It seems to have become the “it” book of the post-grad set for the past year, but unlike most books that achieve that status, it’s super-interesting. It’s a collection of five or six different interrelated stories, roughly 80 pages each, taking place throughout different eras of history and written in the appropriate style for each age. So the first story is a “Horatio Hornblower”-esque tale of sea travel written in the appropriate style, the next is a series of letters from a foppish dandy in the 1930’s, the next story is an Elmore Leonard-esque 1970’s crime story, and so on. There’s even a story that takes place in the 22nd Century, written in a sort of 133t sp33k that hints at the corporate evolution of language. It’s a neat book so far, but for the amount of fuss made over it being a “Nabokovian Puzzle Book,” the connections between the stories have been disappointingly literal and obvious so far (I’m about halfway through). I hear that the “puzzle-ness” really picks up in the second half and that things get dense there. Hope so!
I have it but haven’t yet read it. His book “Ghostwritten” was stunning though, and I look forward to Cloud Atlas. “Number 9 Dream” by him was quite good as well.
Yeah, I’m getting that vibe. I think part of my problem is that I just read Nabokov’s “Pale Fire” and “Ada,” which kind of wrote the book (no pun intended) on “puzzle books.”
I’ve read “Cloud Atlas” and really enjoyed it. I would not describe it as a puzzle book, as I don’t think you have to look all that hard to see the connections. Some of the stories were riveting, but others, not too interesting for me. Loved the Korean dystopian section.
I really enjoyed it also, but although everybody said it was a puzzle book it definately wasn’t. In fact, I think playing with the form like that was silly and unnecessary - if you’re not going to do a puzzle book, why pretend like you’re about to? It got in the way of the stories, which I loved. It wasn’t the Profound Book of the Year they acted like it was, but I did really love it. Pretty depressing, though.

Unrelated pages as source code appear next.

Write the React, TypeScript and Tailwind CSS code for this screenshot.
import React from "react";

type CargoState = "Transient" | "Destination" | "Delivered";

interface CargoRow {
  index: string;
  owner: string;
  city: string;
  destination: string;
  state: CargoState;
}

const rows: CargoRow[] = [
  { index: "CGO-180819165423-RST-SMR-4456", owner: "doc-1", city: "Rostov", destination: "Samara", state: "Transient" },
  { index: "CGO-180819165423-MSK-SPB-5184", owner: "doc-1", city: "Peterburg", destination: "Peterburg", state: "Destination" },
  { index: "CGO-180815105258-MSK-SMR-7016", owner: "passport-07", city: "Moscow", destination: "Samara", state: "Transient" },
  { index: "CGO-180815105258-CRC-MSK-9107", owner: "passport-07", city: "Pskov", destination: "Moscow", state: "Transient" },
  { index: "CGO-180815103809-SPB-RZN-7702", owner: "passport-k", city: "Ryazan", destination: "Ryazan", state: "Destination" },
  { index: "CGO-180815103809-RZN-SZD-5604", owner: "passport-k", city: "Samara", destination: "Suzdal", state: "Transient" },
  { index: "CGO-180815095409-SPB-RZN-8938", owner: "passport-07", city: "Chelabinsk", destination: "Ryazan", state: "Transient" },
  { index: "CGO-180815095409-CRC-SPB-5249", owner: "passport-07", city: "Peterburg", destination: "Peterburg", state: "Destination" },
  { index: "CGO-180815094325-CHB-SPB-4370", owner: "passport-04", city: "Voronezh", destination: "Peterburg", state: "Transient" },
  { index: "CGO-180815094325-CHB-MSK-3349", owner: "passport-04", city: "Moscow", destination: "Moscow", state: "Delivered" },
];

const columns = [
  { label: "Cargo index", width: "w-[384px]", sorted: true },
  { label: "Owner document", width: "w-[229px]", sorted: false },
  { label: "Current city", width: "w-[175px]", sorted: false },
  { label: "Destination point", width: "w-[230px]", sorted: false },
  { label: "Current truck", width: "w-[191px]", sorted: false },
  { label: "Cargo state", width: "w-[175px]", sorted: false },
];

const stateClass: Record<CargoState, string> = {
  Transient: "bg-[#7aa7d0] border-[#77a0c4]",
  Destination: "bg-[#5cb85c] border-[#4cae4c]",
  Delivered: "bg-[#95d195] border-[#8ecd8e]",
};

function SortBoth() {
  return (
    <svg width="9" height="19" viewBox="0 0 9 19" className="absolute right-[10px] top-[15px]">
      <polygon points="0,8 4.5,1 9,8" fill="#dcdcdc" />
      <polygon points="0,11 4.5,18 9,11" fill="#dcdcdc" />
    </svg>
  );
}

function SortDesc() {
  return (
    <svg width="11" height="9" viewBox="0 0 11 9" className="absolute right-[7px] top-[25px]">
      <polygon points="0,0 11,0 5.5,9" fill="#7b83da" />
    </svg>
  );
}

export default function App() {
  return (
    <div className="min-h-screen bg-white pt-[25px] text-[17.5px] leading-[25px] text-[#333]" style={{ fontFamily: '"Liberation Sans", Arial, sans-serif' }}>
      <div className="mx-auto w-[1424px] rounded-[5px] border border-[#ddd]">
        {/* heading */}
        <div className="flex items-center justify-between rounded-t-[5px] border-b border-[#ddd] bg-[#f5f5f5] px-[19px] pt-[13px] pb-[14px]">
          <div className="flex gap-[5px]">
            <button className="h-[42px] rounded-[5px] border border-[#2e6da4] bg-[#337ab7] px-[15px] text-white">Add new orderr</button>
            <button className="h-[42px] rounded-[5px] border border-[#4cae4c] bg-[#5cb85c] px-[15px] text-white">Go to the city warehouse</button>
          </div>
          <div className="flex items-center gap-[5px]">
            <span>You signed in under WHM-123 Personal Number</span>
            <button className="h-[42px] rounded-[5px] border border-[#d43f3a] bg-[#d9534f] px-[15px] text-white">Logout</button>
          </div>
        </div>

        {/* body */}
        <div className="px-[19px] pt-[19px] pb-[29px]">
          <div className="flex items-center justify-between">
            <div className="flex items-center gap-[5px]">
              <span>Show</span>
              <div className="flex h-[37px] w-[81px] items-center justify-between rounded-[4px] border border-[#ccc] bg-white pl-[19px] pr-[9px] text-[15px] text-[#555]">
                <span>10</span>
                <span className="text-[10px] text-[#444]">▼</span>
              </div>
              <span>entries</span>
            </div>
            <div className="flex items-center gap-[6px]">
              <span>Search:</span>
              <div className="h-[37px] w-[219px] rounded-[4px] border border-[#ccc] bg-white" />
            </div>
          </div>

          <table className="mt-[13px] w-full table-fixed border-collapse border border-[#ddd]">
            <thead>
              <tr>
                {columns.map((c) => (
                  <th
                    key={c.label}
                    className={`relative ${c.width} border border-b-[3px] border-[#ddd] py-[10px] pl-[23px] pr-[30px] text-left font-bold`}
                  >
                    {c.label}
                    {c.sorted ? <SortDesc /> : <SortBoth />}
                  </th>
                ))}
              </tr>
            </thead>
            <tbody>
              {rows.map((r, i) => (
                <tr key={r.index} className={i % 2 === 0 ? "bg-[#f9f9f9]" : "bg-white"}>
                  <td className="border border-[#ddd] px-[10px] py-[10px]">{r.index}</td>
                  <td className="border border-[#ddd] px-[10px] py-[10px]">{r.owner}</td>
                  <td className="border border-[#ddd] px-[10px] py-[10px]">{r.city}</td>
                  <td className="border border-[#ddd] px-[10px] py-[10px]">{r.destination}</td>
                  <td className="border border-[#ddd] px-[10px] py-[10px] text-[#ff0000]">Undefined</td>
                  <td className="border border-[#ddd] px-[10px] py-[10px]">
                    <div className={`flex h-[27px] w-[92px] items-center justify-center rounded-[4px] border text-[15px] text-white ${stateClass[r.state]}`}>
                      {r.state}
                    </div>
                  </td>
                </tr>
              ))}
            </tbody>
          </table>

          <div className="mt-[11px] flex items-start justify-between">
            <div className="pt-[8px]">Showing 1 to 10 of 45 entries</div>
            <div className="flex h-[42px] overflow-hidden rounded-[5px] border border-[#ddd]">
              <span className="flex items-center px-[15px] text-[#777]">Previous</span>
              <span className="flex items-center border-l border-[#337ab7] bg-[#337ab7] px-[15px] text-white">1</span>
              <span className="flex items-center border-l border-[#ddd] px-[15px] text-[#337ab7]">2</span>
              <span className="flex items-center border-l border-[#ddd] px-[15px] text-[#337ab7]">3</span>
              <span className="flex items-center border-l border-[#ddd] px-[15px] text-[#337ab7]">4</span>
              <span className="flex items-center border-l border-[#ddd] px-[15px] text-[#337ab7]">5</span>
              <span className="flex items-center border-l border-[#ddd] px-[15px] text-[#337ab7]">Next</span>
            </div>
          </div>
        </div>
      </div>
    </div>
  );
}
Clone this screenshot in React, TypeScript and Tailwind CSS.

Ahhh… resurrecting the thread.
First question: what is a puzzle book? I didn’t feel like the connections between stories were supposed to be hard to figure out. It wasn’t like he disguised the birthmark, or the cyclic references, or anything else. Maybe it’s because I had no idea what it was about, or how it was written, but I rather enjoyed it for the cycle idea.
I didn’t feel like it was too depressing though. Kind of uplifting in the end, until you realize the future has already been written.
The one thing that kept bothering me was the way they referred to Mount Taemosan. In Korean, the san at the end means mountain. So it’s like saying Mount Rushmore Mountain. Little thing, I know, but it bothered me nonetheless.
So why didn’t Cavendish have the comet birthmark? That was the only story without one as far as I remember.
I read it last winter. I appreciated it for what it was: a well-executed “travelogue” of sorts, taking the reader through different ages and genres of fiction, with what amounts to a nifty parlour trick binding the sections together.
Brilliant philosophy it’s not; Mitchell’s insight hardly goes deeper than “it only takes one person to make change happen.” But some of the sections - especially the Korean dystopia of the future - are great fun. I’d recommend it.